La riduzione dei consumi è inoltre favorita da uno spoiler montato sulla parte superiore del portellone. La 16 si conferma come brillante turistica, conserva tutte le qualità di versatilità e praticità della prima versione e dal 1974 viene anche riproposta in versione automatica.

L’equipaggiamento è poi al top con doppi proiettori allo iodio, cerchi tipo Gordini sempre da 14 pollici, tergicristallo posteriore, chiusura centralizzata delle porte, finestrini a comando elettrico, parabrezza in vetro stratificato, cinture di sicurezza con avvolgitore, lussuose sellerie in tessuto. In opzione ci sono i vetri scuri, il tetto apribile, la citata trasmissione automatica, i sedili in pelle e il climatizzatore. La 16 va avanti sul mercato trovando sempre una clientela fedele, anche se la concorrenza è sempre più agguerrita e competitiva. La vettura esce di scena nel gennaio 1980, quando è già scesa in campo la sua erede, la 20, presentata alla fine del 1975. In totale sono ben 1.845.959 gli esemplari prodotti. Un gran bel risultato.

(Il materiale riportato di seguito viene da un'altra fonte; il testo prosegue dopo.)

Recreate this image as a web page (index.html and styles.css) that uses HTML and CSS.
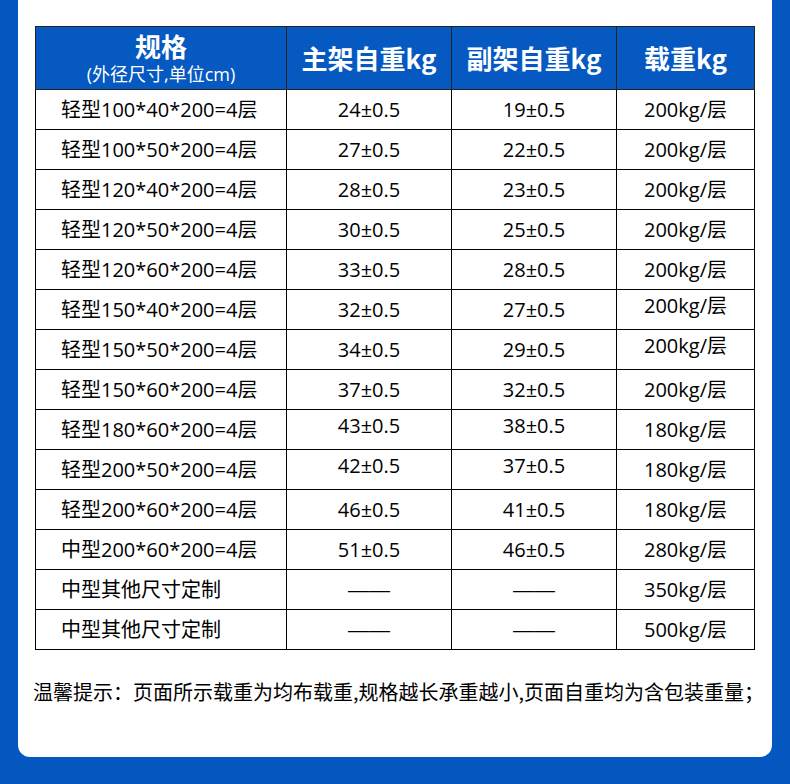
FILE: index.html
```html
<!DOCTYPE html>
<html lang="zh">
<head>
<meta charset="utf-8">
<link rel="stylesheet" href="styles.css">
</head>
<body>
<div class="card">
  <table class="spec">
    <colgroup>
      <col class="c1"><col class="c2"><col class="c3"><col class="c4">
    </colgroup>
    <thead>
      <tr>
        <th class="h1"><div class="ht">规格</div><div class="hs">(外径尺寸,单位cm)</div></th>
        <th>主架自重kg</th>
        <th>副架自重kg</th>
        <th>载重kg</th>
      </tr>
    </thead>
    <tbody>
      <tr><td class="name">轻型100*40*200=4层</td><td>24±0.5</td><td>19±0.5</td><td>200kg/层</td></tr>
      <tr><td class="name">轻型100*50*200=4层</td><td>27±0.5</td><td>22±0.5</td><td>200kg/层</td></tr>
      <tr><td class="name">轻型120*40*200=4层</td><td>28±0.5</td><td>23±0.5</td><td>200kg/层</td></tr>
      <tr><td class="name">轻型120*50*200=4层</td><td>30±0.5</td><td>25±0.5</td><td>200kg/层</td></tr>
      <tr><td class="name">轻型120*60*200=4层</td><td>33±0.5</td><td>28±0.5</td><td>200kg/层</td></tr>
      <tr><td class="name">轻型150*40*200=4层</td><td>32±0.5</td><td>27±0.5</td><td class="up">200kg/层</td></tr>
      <tr><td class="name">轻型150*50*200=4层</td><td>34±0.5</td><td>29±0.5</td><td class="up">200kg/层</td></tr>
      <tr><td class="name">轻型150*60*200=4层</td><td>37±0.5</td><td>32±0.5</td><td>200kg/层</td></tr>
      <tr><td class="name">轻型180*60*200=4层</td><td class="up">43±0.5</td><td class="up">38±0.5</td><td>180kg/层</td></tr>
      <tr><td class="name">轻型200*50*200=4层</td><td class="up">42±0.5</td><td class="up">37±0.5</td><td>180kg/层</td></tr>
      <tr><td class="name">轻型200*60*200=4层</td><td>46±0.5</td><td>41±0.5</td><td>180kg/层</td></tr>
      <tr><td class="name">中型200*60*200=4层</td><td>51±0.5</td><td>46±0.5</td><td>280kg/层</td></tr>
      <tr><td class="name">中型其他尺寸定制</td><td class="dash">——</td><td class="dash">——</td><td>350kg/层</td></tr>
      <tr><td class="name">中型其他尺寸定制</td><td class="dash">——</td><td class="dash">——</td><td>500kg/层</td></tr>
    </tbody>
  </table>
  <p class="note">温馨提示：页面所示载重为均布载重,规格越长承重越小,页面自重均为含包装重量；</p>
</div>
</body>
</html>
```

FILE: styles.css
```css
html, body {
  margin: 0;
  padding: 0;
}
body {
  background: #0558c0;
  width: 790px;
  height: 784px;
  overflow: hidden;
  font-family: "Noto Sans CJK SC", "Noto Sans", sans-serif;
  color: #000;
}
.card {
  margin-left: 18px;
  width: 754px;
  height: 757px;
  background: #fff;
  border-radius: 0 0 12px 12px;
  padding-top: 26px;
  box-sizing: border-box;
}
.spec {
  margin-left: 17px;
  width: 719px;
  border-collapse: collapse;
  table-layout: fixed;
}
.c1 { width: 251px; }
.c2 { width: 165px; }
.c3 { width: 165px; }
.c4 { width: 138px; }
.spec th {
  background: #0559c1;
  color: #fff;
  font-weight: 700;
  font-size: 26px;
  height: 62px;
  padding: 0;
  border: 1px solid #222;
  line-height: 1;
  text-align: center;
  vertical-align: middle;
}
.ht {
  font-size: 26px;
  line-height: 26px;
}
.hs {
  font-family: "Open Sans", "Noto Sans CJK SC", sans-serif;
  font-size: 18px;
  font-weight: 400;
  line-height: 20px;
  margin-top: 5px;
}
.spec td {
  border: 1px solid #000;
  height: 39px;
  padding: 0;
  font-family: "Open Sans", "Noto Sans CJK SC", sans-serif;
  font-size: 20px;
  line-height: 24px;
  color: #000;
  text-align: center;
  vertical-align: middle;
}
.spec td.name {
  text-align: left;
  padding-left: 25px;
}
.spec td.dash {
  font-family: "Liberation Sans", sans-serif;
  font-size: 21px;
}
.spec td.up {
  padding-bottom: 7px;
  box-sizing: border-box;
}
.note {
  margin: 27px 0 0 15px;
  font-size: 20px;
  line-height: 30px;
  color: #000;
  white-space: nowrap;
}
```
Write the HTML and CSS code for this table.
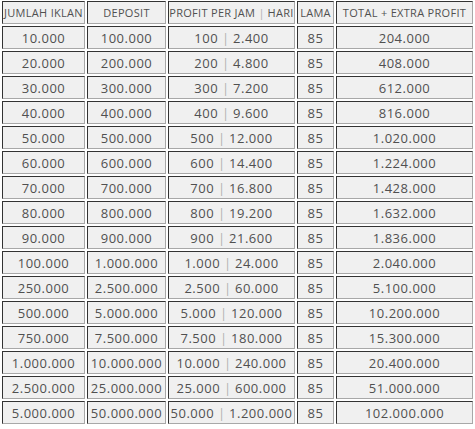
FILE: index.html
```html
<!DOCTYPE html>
<html>
<head>
<meta charset="utf-8">
<link rel="stylesheet" href="styles.css">
</head>
<body>
<table class="grid">
  <colgroup>
    <col class="c1"><col class="c2"><col class="c3"><col class="c4"><col class="c5">
  </colgroup>
  <thead>
    <tr><th>JUMLAH IKLAN</th><th>DEPOSIT</th><th>PROFIT PER JAM <span class="sep">|</span> HARI</th><th>LAMA</th><th>TOTAL + EXTRA PROFIT</th></tr>
  </thead>
  <tbody>
    <tr><td>10.000</td><td>100.000</td><td>100 <span class="sep">|</span> 2.400</td><td>85</td><td>204.000</td></tr>
    <tr><td>20.000</td><td>200.000</td><td>200 <span class="sep">|</span> 4.800</td><td>85</td><td>408.000</td></tr>
    <tr><td>30.000</td><td>300.000</td><td>300 <span class="sep">|</span> 7.200</td><td>85</td><td>612.000</td></tr>
    <tr><td>40.000</td><td>400.000</td><td>400 <span class="sep">|</span> 9.600</td><td>85</td><td>816.000</td></tr>
    <tr><td>50.000</td><td>500.000</td><td>500 <span class="sep">|</span> 12.000</td><td>85</td><td>1.020.000</td></tr>
    <tr><td>60.000</td><td>600.000</td><td>600 <span class="sep">|</span> 14.400</td><td>85</td><td>1.224.000</td></tr>
    <tr><td>70.000</td><td>700.000</td><td>700 <span class="sep">|</span> 16.800</td><td>85</td><td>1.428.000</td></tr>
    <tr><td>80.000</td><td>800.000</td><td>800 <span class="sep">|</span> 19.200</td><td>85</td><td>1.632.000</td></tr>
    <tr><td>90.000</td><td>900.000</td><td>900 <span class="sep">|</span> 21.600</td><td>85</td><td>1.836.000</td></tr>
    <tr><td>100.000</td><td>1.000.000</td><td>1.000 <span class="sep">|</span> 24.000</td><td>85</td><td>2.040.000</td></tr>
    <tr><td>250.000</td><td>2.500.000</td><td>2.500 <span class="sep">|</span> 60.000</td><td>85</td><td>5.100.000</td></tr>
    <tr><td>500.000</td><td>5.000.000</td><td>5.000 <span class="sep">|</span> 120.000</td><td>85</td><td>10.200.000</td></tr>
    <tr><td>750.000</td><td>7.500.000</td><td>7.500 <span class="sep">|</span> 180.000</td><td>85</td><td>15.300.000</td></tr>
    <tr><td>1.000.000</td><td>10.000.000</td><td>10.000 <span class="sep">|</span> 240.000</td><td>85</td><td>20.400.000</td></tr>
    <tr><td>2.500.000</td><td>25.000.000</td><td>25.000 <span class="sep">|</span> 600.000</td><td>85</td><td>51.000.000</td></tr>
    <tr><td>5.000.000</td><td>50.000.000</td><td>50.000 <span class="sep">|</span> 1.200.000</td><td>85</td><td>102.000.000</td></tr>
  </tbody>
</table>
</body>
</html>
```
FILE: styles.css
```css
html, body {
  margin: 0;
  padding: 0;
  background: #ffffff;
}
.grid {
  margin-top: -1px;
  width: 475px;
  table-layout: fixed;
  border-collapse: separate;
  border-spacing: 2px;
  font-family: "Open Sans", sans-serif;
  color: #505050;
}
.c1 { width: 83px; }
.c2 { width: 79px; }
.c3 { width: 127px; }
.c4 { width: 37px; }
.c5 { width: 137px; }
.grid th, .grid td {
  box-sizing: border-box;
  background: #f0f0f0;
  border-top: 1px solid #333333;
  border-left: 1px solid #333333;
  border-right: 1px solid #a8a8a8;
  border-bottom: 1px solid #a8a8a8;
  padding: 0;
  text-align: center;
  white-space: nowrap;
  overflow: hidden;
}
.grid th {
  height: 23px;
  font-size: 11px;
  font-weight: normal;
  letter-spacing: 0.3px;
}
.grid td {
  height: 23px;
  font-size: 13px;
  letter-spacing: 0.5px;
}
.sep {
  color: #b0b0b0;
  letter-spacing: 0;
}
```
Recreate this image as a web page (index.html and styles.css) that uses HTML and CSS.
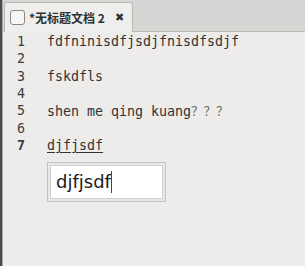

Prima di chiudere l’articolo dobbiamo rendere conto di quanto accaduto sul mercato USA. Bisogna dire che le cose non sono andate bene. Le esportazioni iniziano nel 1968 con la TS, rivista ed equipaggiata in modo diverso per adeguarsi alle normative e ai gusti degli americani. Tutte queste modifiche portano il prezzo troppo in alto tanto che le vendite non superarono mai le 50.000 unità l’anno con una redditività pari a zero.